Mid-February 2021 is a time that many in the central USA won’t forget in a hurry. They experienced an Arctic air mass of a cold that some parts of the country had never reliably recorded before.
Accompanying snow and ice led to widespread power outages, affecting millions simultaneously in areas such as Houston, for example. Unable to heat their homes, people without alternative sources of warmth struggled to withstand the freeze.
Tragically, the exceptionally low temperatures proved lethal for some. At least 70 fatalities have been attributed to this spell of weather as of 25th Feb 2021.

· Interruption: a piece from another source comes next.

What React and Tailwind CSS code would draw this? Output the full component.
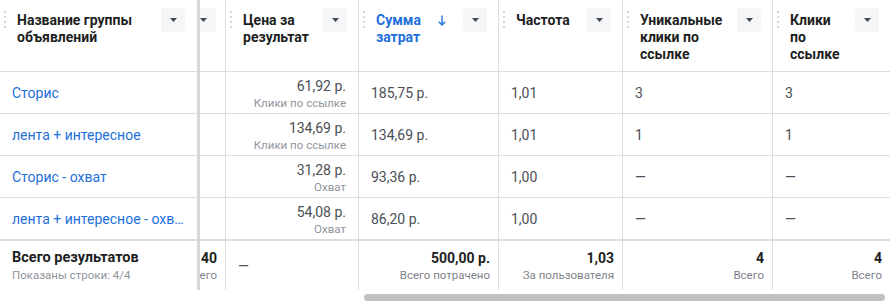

Against a background of overall climate warming, this extreme cold has come as a surprise for many. It demonstrates the important difference between weather (short-term variations on a daily or weekly basis) and climate (multi-decadal trends). There may be less cold air coverage overall, but under the right weather patterns, sections of it can still become as cold as we’ve ever seen.
Widespread Snow… in Texas!
The cold air was not only unusually intense, but it also reached incredibly far south. Texas was struck by snow and ice storms bringing widespread accumulations. Such weather is so rare there that the state holds few resources (e.g. snowploughs) for dealing with such events.
With little to keep the transport network running, there was widespread disruption for an extended period. Combined with the power outages, there was a severe restriction to business activities.
These were among the most substantial impacts of those experienced across a vast stretch of the USA. You can get a sense of this scale from satellite analysis of snow cover on 15th Feb:
Only very occasionally will you ever see much in the way of white shading across lowland Texas!
Could We Have Seen It Coming Months in Advance?
Believe it or not, the answer is ‘yes, to some extent’!
While such an extreme weather event could never be predicted outright, anticipating an increased risk of some very cold days occurring is certainly possible.
At MetSwift, we do this by identifying a set of ‘most representative historical years’ (analogue years) and comparing conditions during those with a climatological baseline (e.g. all years 1981-2010). What makes a most representative year depends on the behaviour of numerous ‘key climate drivers’ (teleconnections) and how they compare with what’s been observed in the runup to the forecast period. The more similar that behaviour, the more likely a historical year is to be selected.
In the maps below, you can see how the average number of very cold days (at least 1 sigma* below average) in February compares between MetSwift analogues and climatology, for analogue issues made in early Dec 2020 (left) and early Jan 2021 (right).
* A measure of standard deviation, explained more in my mid-Dec blog .
A temperature that’s one sigma (σ) below the mean (average) is in the lowest 15.9% of historical observations.
For example, this equates to daily mean temperature of about 7°C at Brenham Municipal Airport, Texas, over 5°C colder than normal! The overnight low on such days tends to be near freezing – cold enough for snow.
Click on an image to view in full resolution.
The key thing to observe here is the signal for more very cold days than usual in the central USA.
In the early Dec 2020 issue, this was relatively slight but still enough to catch the eye when compared to the eastern USA. The implied risk of a disruptive spell of cold weather is generally near or above normal in central and western parts. Leaning the right way, 2 months in advance.
New observations then led to a strengthened signal, in the early Jan issue, for more very cold days than usual in these regions. The map shows that in the average of the MetSwift analogue years, a wide area has 1 or 2 more days at least 1 sigma below average compared to the average of 1981-2010.
With this information, risk assessment identifies an increased risk of a disruptive spell of cold weather in many states, including Texas.
So, it is possible to see an increased likelihood of such severe weather events coming at least a month in advance, using the MetSwift analogues.
In this instance the signals strengthened as the time approached and the conditions became very unusual, extreme in many locations. At 1-2 month’s range, indications will never be as striking but nevertheless, with a combination of careful data selection and predictive techniques into mid-long range weather drivers it is possible to identify key trends amongst the noise.
As of writing this, winter’s still hanging on in the northwest of the USA, but it looks like things will warm up by early March. In fact, widespread warmer than average weather is suggested by most forecast models. Central parts may see some of the most anomalous warmth – a stark contrast to mid-February!
The MetSwift analogues advise caution, however. They predict a colder than usual March in western Canada, which is where the mid-February conditions originated.